Но нет, тут история была другая: мы были победителями, мы уезжали, оттого советская Эльза Кох и злобствовала… Кстати, куклу тоже просвечивали. И правильно! Здесь большевики тоже шли «впереди планеты всей». В кукле ловкие евреи запросто могли спрятать фамильный алмаз, которому, по их, евреев, отбытии, надлежало стать народным достоянием: попасть к другой Эльзе Кох, рангом повыше. На Западе детских игрушек в ту пору не просвечивали, чем пользовались другие мошенники, не сплошь евреи. Потом голливудские фильмы объяснили мне, что детская кукла — самый подходящий контейнер для контрабанды наркотиков.
Ручной клади вышло на весах килограммов этак 17; два нужно было отбавлять. В спешке и нервотрепке Таня вынула из сумок несколько предметов, включая лизины босоножки (снять с ребенка импортные кеды, недавно подаренные иностранцами, представлялось не меньшей жестокостью, чем отнять куклу)…

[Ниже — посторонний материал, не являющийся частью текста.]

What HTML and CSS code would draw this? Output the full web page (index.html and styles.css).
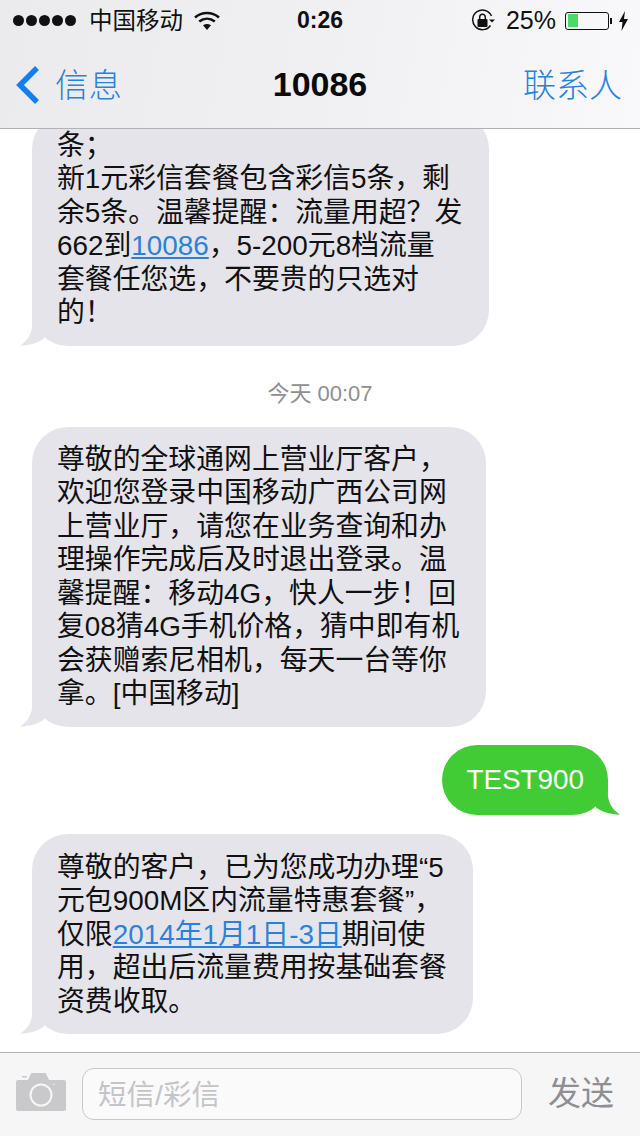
FILE: index.html
```html
<!DOCTYPE html>
<html lang="zh">
<head>
<meta charset="utf-8">
<title>10086</title>
<link rel="stylesheet" href="styles.css">
</head>
<body>
<div class="screen">
  <header class="top">
    <div class="status">
      <div class="status-left">
        <div class="dots"><i></i><i></i><i></i><i></i><i></i></div>
        <span class="carrier">中国移动</span>
        <svg class="wifi" width="26" height="20" viewBox="0 0 26 20"><path d="M1 6.500C8 .5 18 .5 25 6.500" fill="none" stroke="#111" stroke-width="2.600"/><path d="M5.200 10.600c4.800-3.900 10.800-3.900 15.600 0" fill="none" stroke="#111" stroke-width="2.600"/><path d="M9 14.200c2.600-1.700 5.400-1.700 8 0L13 19z" fill="#111"/></svg>
      </div>
      <span class="time">0:26</span>
      <div class="status-right">
        <svg class="lock" width="24" height="24" viewBox="0 0 24 24"><path d="M19.500 16.500A9.800 9.800 0 1 1 20.500 7" fill="none" stroke="#111" stroke-width="1.500"/><path d="M18 10.500h6l-3 3z" fill="#111"/><rect x="6.500" y="10" width="10" height="8" rx="1" fill="#111"/><path d="M8.700 10V8a2.800 2.800 0 0 1 5.600 0v2" fill="none" stroke="#111" stroke-width="1.500"/></svg>
        <span class="percent">25%</span>
        <div class="battery"><div class="battery-level"></div></div>
        <div class="battery-tip"></div>
        <svg class="bolt" width="9" height="20" viewBox="0 0 9 20"><path d="M6 0 0 11h3.500L2.500 20 9 8H5z" fill="#111"/></svg>
      </div>
    </div>
    <nav class="nav">
      <div class="back">
        <svg width="28" height="40" viewBox="0 0 28 40"><path d="M23 3 6 20l17 17" fill="none" stroke="#127ff0" stroke-width="5.500"/></svg>
        <span>信息</span>
      </div>
      <div class="title">10086</div>
      <div class="contact">联系人</div>
    </nav>
  </header>

  <main class="thread">
    <div class="bubble in">条；<br>新1元彩信套餐包含彩信5条，剩<br>余5条。温馨提醒：流量用超？发<br>662到<a>10086</a>，5-200元8档流量<br>套餐任您选，不要贵的只选对<br>的！
      <svg class="tail tail-in" width="26" height="36" viewBox="0 0 26 36"><path d="M12 0V12C13 22 8 31 0 35.500 9 35.500 18 33 24 28.500V0z"/></svg>
    </div>
    <div class="stamp">今天 00:07</div>
    <div class="bubble in gap">尊敬的全球通网上营业厅客户，<br>欢迎您登录中国移动广西公司网<br>上营业厅，请您在业务查询和办<br>理操作完成后及时退出登录。温<br>馨提醒：移动4G，快人一步！回<br>复08猜4G手机价格，猜中即有机<br>会获赠索尼相机，每天一台等你<br>拿。[中国移动]
      <svg class="tail tail-in" width="26" height="36" viewBox="0 0 26 36"><path d="M12 0V12C13 22 8 31 0 35.500 9 35.500 18 33 24 28.500V0z"/></svg>
    </div>
    <div class="bubble out">TEST900
      <svg class="tail tail-out" width="26" height="36" viewBox="0 0 26 36"><path d="M14 0V12C13 22 18 31 26 35.500 17 35.500 8 33 2 28.500V0z"/></svg>
    </div>
    <div class="bubble in last">尊敬的客户，已为您成功办理“5<br>元包900M区内流量特惠套餐”，<br>仅限<a>2014年1月1日-3日</a>期间使<br>用，超出后流量费用按基础套餐<br>资费收取。
      <svg class="tail tail-in" width="26" height="36" viewBox="0 0 26 36"><path d="M12 0V12C13 22 8 31 0 35.500 9 35.500 18 33 24 28.500V0z"/></svg>
    </div>
  </main>

  <footer class="composer">
    <svg class="camera" width="50" height="38" viewBox="0 0 50 38"><path fill-rule="evenodd" fill="#c9c9cb" d="M6 3h5v1.500H6zM2 7h10l3-6.500q.3-.5 1-.5h13q.7 0 1 .5L33 7h15a2 2 0 0 1 2 2v27a2 2 0 0 1-2 2H2a2 2 0 0 1-2-2V9a2 2 0 0 1 2-2zM25 10.500a11.500 11.500 0 1 0 0 23 11.500 11.500 0 0 0 0-23zM25 12.500a9.500 9.500 0 1 1 0 19 9.500 9.500 0 0 1 0-19zM38 10.500a.8.8 0 1 0 0 1.600.8.8 0 0 0 0-1.600z"/></svg>
    <div class="field">短信/彩信</div>
    <div class="send">发送</div>
  </footer>
</div>
</body>
</html>
```
FILE: styles.css
```css
* { box-sizing: border-box; }
html, body { margin: 0; padding: 0; background: #fff; }
body { font-family: "Liberation Sans", "Noto Sans CJK SC", sans-serif; }
.screen { width: 640px; height: 1136px; display: flex; flex-direction: column; overflow: hidden; background: #fff; }

.top { height: 129px; flex: none; position: relative; z-index: 2; background: linear-gradient(100deg, #ebebed 0%, #f0f0f2 50%, #f9f9fb 100%); border-bottom: 1px solid #b2b2b4; }
.status { height: 41px; display: flex; align-items: center; justify-content: space-between; position: relative; padding: 0 12px 0 13px; color: #111; }
.status-left, .status-right { display: flex; align-items: center; }
.dots { display: flex; gap: 2px; margin-right: 13px; }
.dots i { width: 11px; height: 11px; border-radius: 50%; background: #111; }
.carrier { font-size: 23.500px; line-height: 28px; margin-right: 11px; }
.wifi { display: block; }
.time { position: absolute; left: 0; right: 0; text-align: center; font-size: 23px; font-weight: 700; pointer-events: none; }
.lock { margin-right: 11px; }
.percent { font-size: 25px; margin-right: 9px; }
.battery { width: 44px; height: 18px; border: 1.500px solid #111; border-radius: 3px; padding: 1.500px; }
.battery-level { width: 10px; height: 100%; background: #4cd964; }
.battery-tip { width: 2px; height: 6px; background: #111; margin: 0 7px 0 1px; }
.bolt { display: block; }

.nav { height: 87px; display: flex; align-items: center; justify-content: space-between; position: relative; padding: 0 18px 0 16px; }
.back { display: flex; align-items: center; color: #2a82d8; font-size: 33.500px; gap: 13px; }
.back span { margin-bottom: 4px; font-weight: 300; }
.back svg { display: block; margin-left: -2px; }
.title { position: absolute; left: 0; right: 0; text-align: center; font-size: 34px; font-weight: 700; color: #0a0a0a; }
.contact { color: #2a82d8; font-size: 33px; position: relative; margin-bottom: 4px; font-weight: 300; }

.thread { flex: 1; min-height: 0; display: flex; flex-direction: column; justify-content: flex-end; padding: 0 32px 18px; }
.bubble { flex: none; position: relative; font-size: 27.850px; line-height: 33.500px; padding: 16px 26.500px 16px 25px; border-radius: 36px; white-space: nowrap; color: #111; }
.in { align-self: flex-start; background: #e5e4ea; }
.in a { color: #2a82d8; text-decoration: underline; }
.gap { margin-bottom: 18px; }
.out { align-self: flex-end; background: #41cc36; color: #fff; padding: 18.250px 24px; margin-bottom: 19px; }
.last { padding-top: 17px; }
.tail { position: absolute; bottom: 0; }
.tail-in { left: -12px; fill: #e5e4ea; }
.tail-out { right: -12px; fill: #41cc36; }
.stamp { flex: none; text-align: center; color: #8e8e93; font-size: 22px; line-height: 26px; margin: 35px 0 20px; }

.composer { height: 84px; flex: none; display: flex; align-items: flex-start; background: #f6f6f7; border-top: 1px solid #b2b2b4; padding: 15px 26px 0 16px; }
.camera { display: block; margin-top: 5px; }
.field { width: 440px; height: 52px; margin-left: 16px; border: 1px solid #c8c8cc; border-radius: 12px; background: #fafafb; color: #c4c4c8; font-size: 28.500px; line-height: 52px; padding-left: 15px; }
.send { margin-left: 26px; color: #8e8e93; font-size: 33px; line-height: 52px; }
```
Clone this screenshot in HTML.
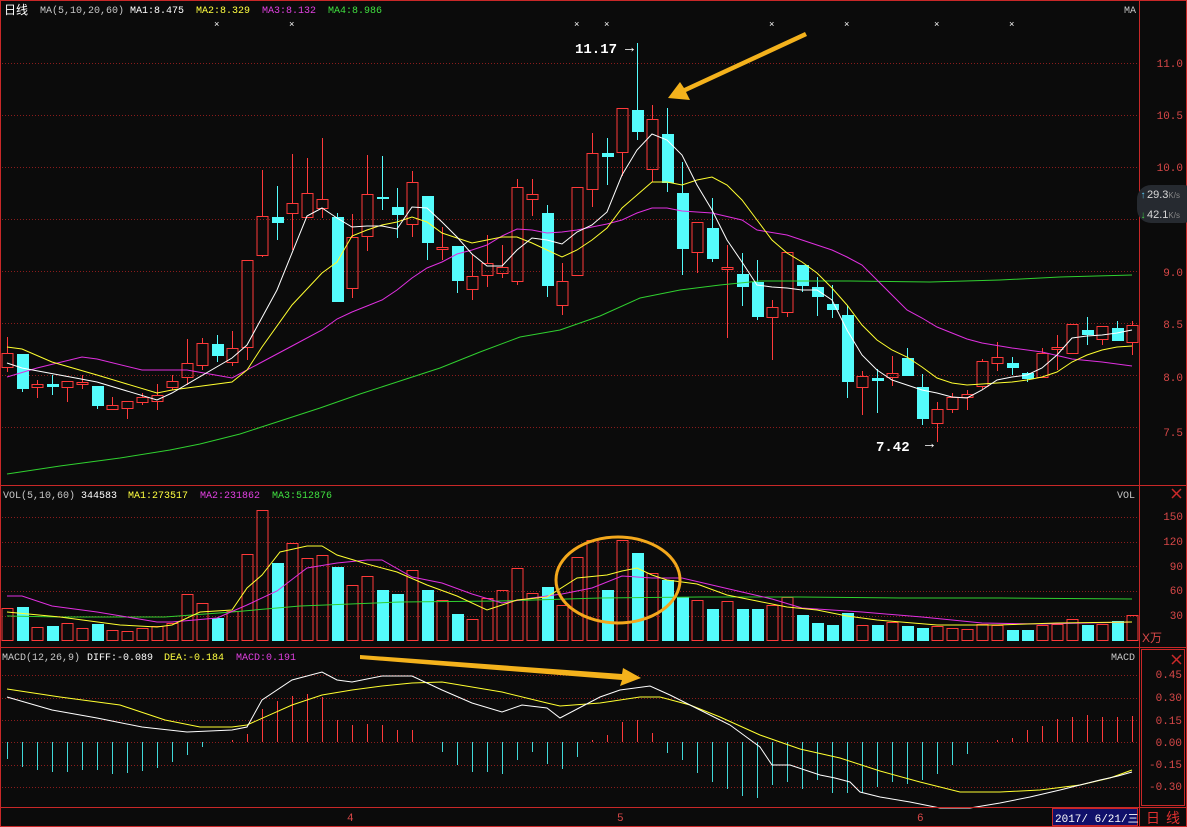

Одна из провожавших додумалась приехать в аэропорт с букетом гвоздик. Мы взяли их только из вежливости, не знали, что с ними делать, руки-то были заняты, но тут (в кои веки) советская власть неожиданно пришла нам на помощь: надсмотрщица сладострастно разломала головку каждого цветка, привела букет в негодность, и мы, разведя руками в сторону провожавшей, выбросили его в урну.
Больше всего меня беспокоило состояние Тани: я видел по ее бледности, что у нее подскочило давление (в Вене это подтвердилось). По временам она не могла удержаться от слез. Пыталась, чудачка, говорить с Эльзами. Когда одна из них сделала мне замечание, что неприлично размахивать руками на глазах иностранцев, Таня сказала: неприлично и чудовищно не давать нам прощаться с родными и друзьями. В ответ советская власть стала стаскивать с таниного пальца серебряное кольцо с поделочным камнем, которое Таня носила со студенческой поры. Я сказал Тане:
— Потерпи немножко. Это последнее унижение в твоей жизни.
Кольцо было объявлено произведением искусства, запрещенным к вывозу без разрешения Эрмитажа. На деле оно скорее было изделием ремесла: ручная работа; стоило в момент покупки, в 1970-м, 35 рублей, ценность представляло только как память.